### Records to process
+--

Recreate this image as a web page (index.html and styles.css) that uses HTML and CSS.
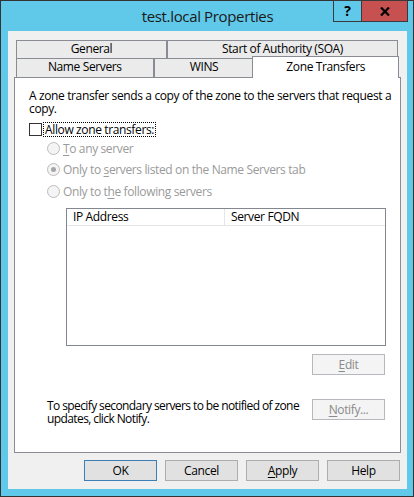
FILE: index.html
```html
<!DOCTYPE html>
<html lang="en">

<head>
    <meta charset="UTF-8">
    <meta name="viewport" content="width=device-width, initial-scale=1.0">
    <title>test.local Properties</title>
    <link rel="stylesheet" href="styles.css">
</head>

<body>
    <div class="window">
        <div class="titlebar">
            <span class="title">test.local Properties</span>
            <div class="caption-buttons">
                <span class="cap-btn cap-help">?</span>
                <span class="cap-btn cap-close">
                    <svg width="10" height="9" viewBox="0 0 10 9">
                        <path d="M1 0.5 L9 8.5 M9 0.5 L1 8.5" stroke="#000" stroke-width="2.2" fill="none"/>
                    </svg>
                </span>
            </div>
        </div>

        <div class="client">
            <!-- Tab strip, two rows -->
            <div class="tabs">
                <div class="tab-row">
                    <div class="tab tab-general">General</div>
                    <div class="tab tab-soa">Start of Authority (SOA)</div>
                </div>
                <div class="tab-row">
                    <div class="tab tab-ns">Name Servers</div>
                    <div class="tab tab-wins">WINS</div>
                    <div class="tab tab-zt active">Zone Transfers</div>
                </div>
            </div>

            <div class="panel">
                <p class="intro">A zone transfer sends a copy of the zone to the servers that request a copy.</p>

                <div class="check-row">
                    <span class="checkbox"></span>
                    <span class="focus-label">Allow zone transfers:</span>
                </div>

                <div class="options">
                    <div class="radio-row">
                        <span class="radio"></span>
                        <span><u>T</u>o any server</span>
                    </div>
                    <div class="radio-row">
                        <span class="radio checked"></span>
                        <span>Only to <u>s</u>ervers listed on the Name Servers tab</span>
                    </div>
                    <div class="radio-row">
                        <span class="radio"></span>
                        <span>Only to t<u>h</u>e following servers</span>
                    </div>
                </div>

                <div class="listview">
                    <div class="list-header">
                        <div class="col col-ip">IP Address</div>
                        <div class="col col-fqdn">Server FQDN</div>
                    </div>
                </div>

                <div class="edit-row">
                    <button class="btn" disabled><u>E</u>dit</button>
                </div>

                <div class="notify-row">
                    <p class="notify-text">To specify secondary servers to be notified of zone updates, click Notify.</p>
                    <button class="btn" disabled><u>N</u>otify...</button>
                </div>
            </div>

            <div class="footer">
                <button class="btn default">OK</button>
                <button class="btn">Cancel</button>
                <button class="btn"><u>A</u>pply</button>
                <button class="btn">Help</button>
            </div>
        </div>
    </div>
</body>

</html>
```

FILE: styles.css
```css
/* General styles */
* {
    box-sizing: border-box;
}

body {
    margin: 0;
    padding: 0;
    font-family: "Open Sans", "Noto Sans", sans-serif;
    font-size: 12px;
    letter-spacing: -0.37px;
    color: #000;
    background-color: #333;
}

u {
    text-decoration-thickness: 1px;
    text-underline-offset: 2px;
}

/* Window frame */
.window {
    position: relative;
    width: 414px;
    height: 497px;
    border: 1px solid #333;
    background-color: #60c8e8;
    padding: 0 6px 6px 7px;
}

.titlebar {
    height: 30px;
    line-height: 30px;
    text-align: center;
}

.title {
    font-size: 15px;
    letter-spacing: -0.35px;
    color: #1a1a1a;
}

.caption-buttons {
    position: absolute;
    top: -1px;
    right: 5px;
    display: flex;
    height: 22px;
    border: 1px solid #3a3a3a;
}

.cap-btn {
    display: flex;
    align-items: center;
    justify-content: center;
    font-weight: bold;
    font-size: 14px;
    line-height: 20px;
}

.cap-help {
    width: 28px;
    border-right: 1px solid #3a3a3a;
}

.cap-close {
    width: 45px;
    background-color: #c75050;
}

/* Client area */
.client {
    height: 458px;
    background-color: #f0f0f0;
    padding: 9px 6px 0 6px;
}

/* Tabs */
.tabs {
    height: 37px;
    padding: 0 2px;
}

.tab-row {
    display: flex;
    height: 18px;
}

.tab-row + .tab-row {
    height: 19px;
}

.tab {
    border: 1px solid #898c95;
    border-bottom: none;
    background-color: #ebebeb;
    text-align: center;
    line-height: 16px;
    white-space: nowrap;
}

.tab-general { width: 151px; }
.tab-soa { width: 231px; }
.tab-ns { width: 138px; }
.tab-wins { width: 101px; }

.tab.active {
    position: relative;
    z-index: 1;
    width: 147px;
    height: 22px;
    margin-top: -2px;
    margin-left: -2px;
    background-color: #fff;
    line-height: 19px;
}

/* Tab page */
.panel {
    height: 376px;
    border: 1px solid #898c95;
    background-color: #fff;
    padding: 11px 0 0 14px;
}

.intro {
    margin: 0;
    width: 372px;
    line-height: 13px;
}

.check-row {
    display: flex;
    align-items: center;
    gap: 1px;
    margin-top: 7px;
    height: 15px;
}

.checkbox {
    width: 13px;
    height: 13px;
    border: 1px solid #333;
    background-color: #fff;
}

.focus-label {
    border: 1px dotted #000;
    line-height: 13px;
    padding: 0 1px;
}

.options {
    padding-left: 18px;
    color: #9a9a9a;
}

.radio-row {
    display: flex;
    align-items: center;
    gap: 3px;
    height: 22px;
}

.radio-row + .radio-row {
    height: 21px;
}

.radio-row:last-child {
    height: 22px;
}

.radio {
    width: 13px;
    height: 13px;
    border: 1px solid #bcbcbc;
    border-radius: 50%;
    background-color: #f4f4f4;
    display: flex;
    align-items: center;
    justify-content: center;
}

.radio.checked::after {
    content: "";
    width: 5px;
    height: 5px;
    border-radius: 50%;
    background-color: #a6a6a6;
}

/* List view */
.listview {
    width: 320px;
    height: 138px;
    margin: 6px 0 0 37px;
    border: 1px solid #828790;
    background-color: #fff;
}

.list-header {
    display: flex;
    height: 17px;
    border-bottom: 1px solid #e5e5e5;
}

.col {
    padding-left: 6px;
    line-height: 16px;
}

.col-ip {
    width: 158px;
    border-right: 1px solid #e5e5e5;
}

/* Buttons */
.btn {
    width: 73px;
    height: 21px;
    padding: 0;
    font-family: inherit;
    font-size: 12px;
    letter-spacing: inherit;
    color: #000;
    background-color: #e1e1e1;
    border: 1px solid #adadad;
}

.btn.default {
    border-color: #3d7fb5;
}

.btn:disabled {
    color: #8a8a8a;
    background-color: #f4f4f4;
    border-color: #b5b8bc;
}

.edit-row {
    display: flex;
    justify-content: flex-end;
    width: 356px;
    margin-top: 8px;
}

.notify-row {
    display: flex;
    align-items: flex-start;
    justify-content: space-between;
    width: 356px;
    margin-top: 24px;
    padding-left: 18px;
}

.notify-text {
    margin: 0;
    width: 262px;
    line-height: 13px;
    letter-spacing: -0.6px;
}

/* Footer */
.footer {
    display: flex;
    justify-content: flex-end;
    gap: 8px;
    margin: 7px 1px 0 0;
}
```
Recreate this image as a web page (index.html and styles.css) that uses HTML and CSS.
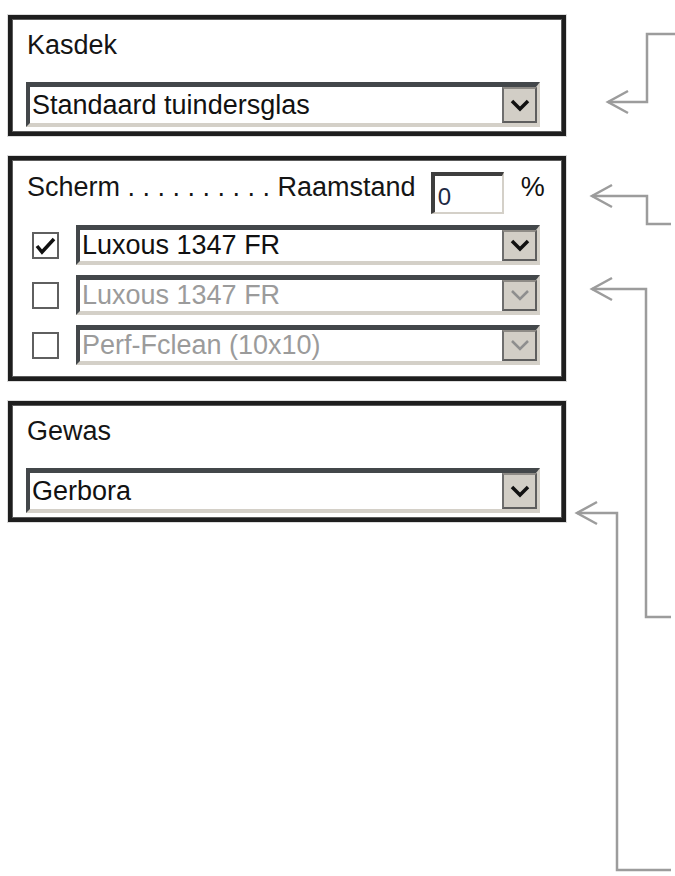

+--

### What the exercise asks
Leave the pictures out and write out every entry exactly as given.

### Output for this task
Recreate this image as a web page (index.html and styles.css) that uses HTML and CSS.
FILE: index.html
```html
<!DOCTYPE html>
<html lang="en">

<head>
    <meta charset="UTF-8">
    <meta name="viewport" content="width=device-width, initial-scale=1.0">
    <title>test.local Properties</title>
    <link rel="stylesheet" href="styles.css">
</head>

<body>
    <div class="window">
        <div class="titlebar">
            <span class="title">test.local Properties</span>
            <div class="caption-buttons">
                <span class="cap-btn cap-help">?</span>
                <span class="cap-btn cap-close">
                    <svg width="10" height="9" viewBox="0 0 10 9">
                        <path d="M1 0.5 L9 8.5 M9 0.5 L1 8.5" stroke="#000" stroke-width="2.2" fill="none"/>
                    </svg>
                </span>
            </div>
        </div>

        <div class="client">
            <!-- Tab strip, two rows -->
            <div class="tabs">
                <div class="tab-row">
                    <div class="tab tab-general">General</div>
                    <div class="tab tab-soa">Start of Authority (SOA)</div>
                </div>
                <div class="tab-row">
                    <div class="tab tab-ns">Name Servers</div>
                    <div class="tab tab-wins">WINS</div>
                    <div class="tab tab-zt active">Zone Transfers</div>
                </div>
            </div>

            <div class="panel">
                <p class="intro">A zone transfer sends a copy of the zone to the servers that request a copy.</p>

                <div class="check-row">
                    <span class="checkbox"></span>
                    <span class="focus-label">Allow zone transfers:</span>
                </div>

                <div class="options">
                    <div class="radio-row">
                        <span class="radio"></span>
                        <span><u>T</u>o any server</span>
                    </div>
                    <div class="radio-row">
                        <span class="radio checked"></span>
                        <span>Only to <u>s</u>ervers listed on the Name Servers tab</span>
                    </div>
                    <div class="radio-row">
                        <span class="radio"></span>
                        <span>Only to t<u>h</u>e following servers</span>
                    </div>
                </div>

                <div class="listview">
                    <div class="list-header">
                        <div class="col col-ip">IP Address</div>
                        <div class="col col-fqdn">Server FQDN</div>
                    </div>
                </div>

                <div class="edit-row">
                    <button class="btn" disabled><u>E</u>dit</button>
                </div>

                <div class="notify-row">
                    <p class="notify-text">To specify secondary servers to be notified of zone updates, click Notify.</p>
                    <button class="btn" disabled><u>N</u>otify...</button>
                </div>
            </div>

            <div class="footer">
                <button class="btn default">OK</button>
                <button class="btn">Cancel</button>
                <button class="btn"><u>A</u>pply</button>
                <button class="btn">Help</button>
            </div>
        </div>
    </div>
</body>

</html>
```

FILE: styles.css
```css
/* General styles */
* {
    box-sizing: border-box;
}

body {
    margin: 0;
    padding: 0;
    font-family: "Open Sans", "Noto Sans", sans-serif;
    font-size: 12px;
    letter-spacing: -0.37px;
    color: #000;
    background-color: #333;
}

u {
    text-decoration-thickness: 1px;
    text-underline-offset: 2px;
}

/* Window frame */
.window {
    position: relative;
    width: 414px;
    height: 497px;
    border: 1px solid #333;
    background-color: #60c8e8;
    padding: 0 6px 6px 7px;
}

.titlebar {
    height: 30px;
    line-height: 30px;
    text-align: center;
}

.title {
    font-size: 15px;
    letter-spacing: -0.35px;
    color: #1a1a1a;
}

.caption-buttons {
    position: absolute;
    top: -1px;
    right: 5px;
    display: flex;
    height: 22px;
    border: 1px solid #3a3a3a;
}

.cap-btn {
    display: flex;
    align-items: center;
    justify-content: center;
    font-weight: bold;
    font-size: 14px;
    line-height: 20px;
}

.cap-help {
    width: 28px;
    border-right: 1px solid #3a3a3a;
}

.cap-close {
    width: 45px;
    background-color: #c75050;
}

/* Client area */
.client {
    height: 458px;
    background-color: #f0f0f0;
    padding: 9px 6px 0 6px;
}

/* Tabs */
.tabs {
    height: 37px;
    padding: 0 2px;
}

.tab-row {
    display: flex;
    height: 18px;
}

.tab-row + .tab-row {
    height: 19px;
}

.tab {
    border: 1px solid #898c95;
    border-bottom: none;
    background-color: #ebebeb;
    text-align: center;
    line-height: 16px;
    white-space: nowrap;
}

.tab-general { width: 151px; }
.tab-soa { width: 231px; }
.tab-ns { width: 138px; }
.tab-wins { width: 101px; }

.tab.active {
    position: relative;
    z-index: 1;
    width: 147px;
    height: 22px;
    margin-top: -2px;
    margin-left: -2px;
    background-color: #fff;
    line-height: 19px;
}

/* Tab page */
.panel {
    height: 376px;
    border: 1px solid #898c95;
    background-color: #fff;
    padding: 11px 0 0 14px;
}

.intro {
    margin: 0;
    width: 372px;
    line-height: 13px;
}

.check-row {
    display: flex;
    align-items: center;
    gap: 1px;
    margin-top: 7px;
    height: 15px;
}

.checkbox {
    width: 13px;
    height: 13px;
    border: 1px solid #333;
    background-color: #fff;
}

.focus-label {
    border: 1px dotted #000;
    line-height: 13px;
    padding: 0 1px;
}

.options {
    padding-left: 18px;
    color: #9a9a9a;
}

.radio-row {
    display: flex;
    align-items: center;
    gap: 3px;
    height: 22px;
}

.radio-row + .radio-row {
    height: 21px;
}

.radio-row:last-child {
    height: 22px;
}

.radio {
    width: 13px;
    height: 13px;
    border: 1px solid #bcbcbc;
    border-radius: 50%;
    background-color: #f4f4f4;
    display: flex;
    align-items: center;
    justify-content: center;
}

.radio.checked::after {
    content: "";
    width: 5px;
    height: 5px;
    border-radius: 50%;
    background-color: #a6a6a6;
}

/* List view */
.listview {
    width: 320px;
    height: 138px;
    margin: 6px 0 0 37px;
    border: 1px solid #828790;
    background-color: #fff;
}

.list-header {
    display: flex;
    height: 17px;
    border-bottom: 1px solid #e5e5e5;
}

.col {
    padding-left: 6px;
    line-height: 16px;
}

.col-ip {
    width: 158px;
    border-right: 1px solid #e5e5e5;
}

/* Buttons */
.btn {
    width: 73px;
    height: 21px;
    padding: 0;
    font-family: inherit;
    font-size: 12px;
    letter-spacing: inherit;
    color: #000;
    background-color: #e1e1e1;
    border: 1px solid #adadad;
}

.btn.default {
    border-color: #3d7fb5;
}

.btn:disabled {
    color: #8a8a8a;
    background-color: #f4f4f4;
    border-color: #b5b8bc;
}

.edit-row {
    display: flex;
    justify-content: flex-end;
    width: 356px;
    margin-top: 8px;
}

.notify-row {
    display: flex;
    align-items: flex-start;
    justify-content: space-between;
    width: 356px;
    margin-top: 24px;
    padding-left: 18px;
}

.notify-text {
    margin: 0;
    width: 262px;
    line-height: 13px;
    letter-spacing: -0.6px;
}

/* Footer */
.footer {
    display: flex;
    justify-content: flex-end;
    gap: 8px;
    margin: 7px 1px 0 0;
}
```
Recreate this image as a web page (index.html and styles.css) that uses HTML and CSS.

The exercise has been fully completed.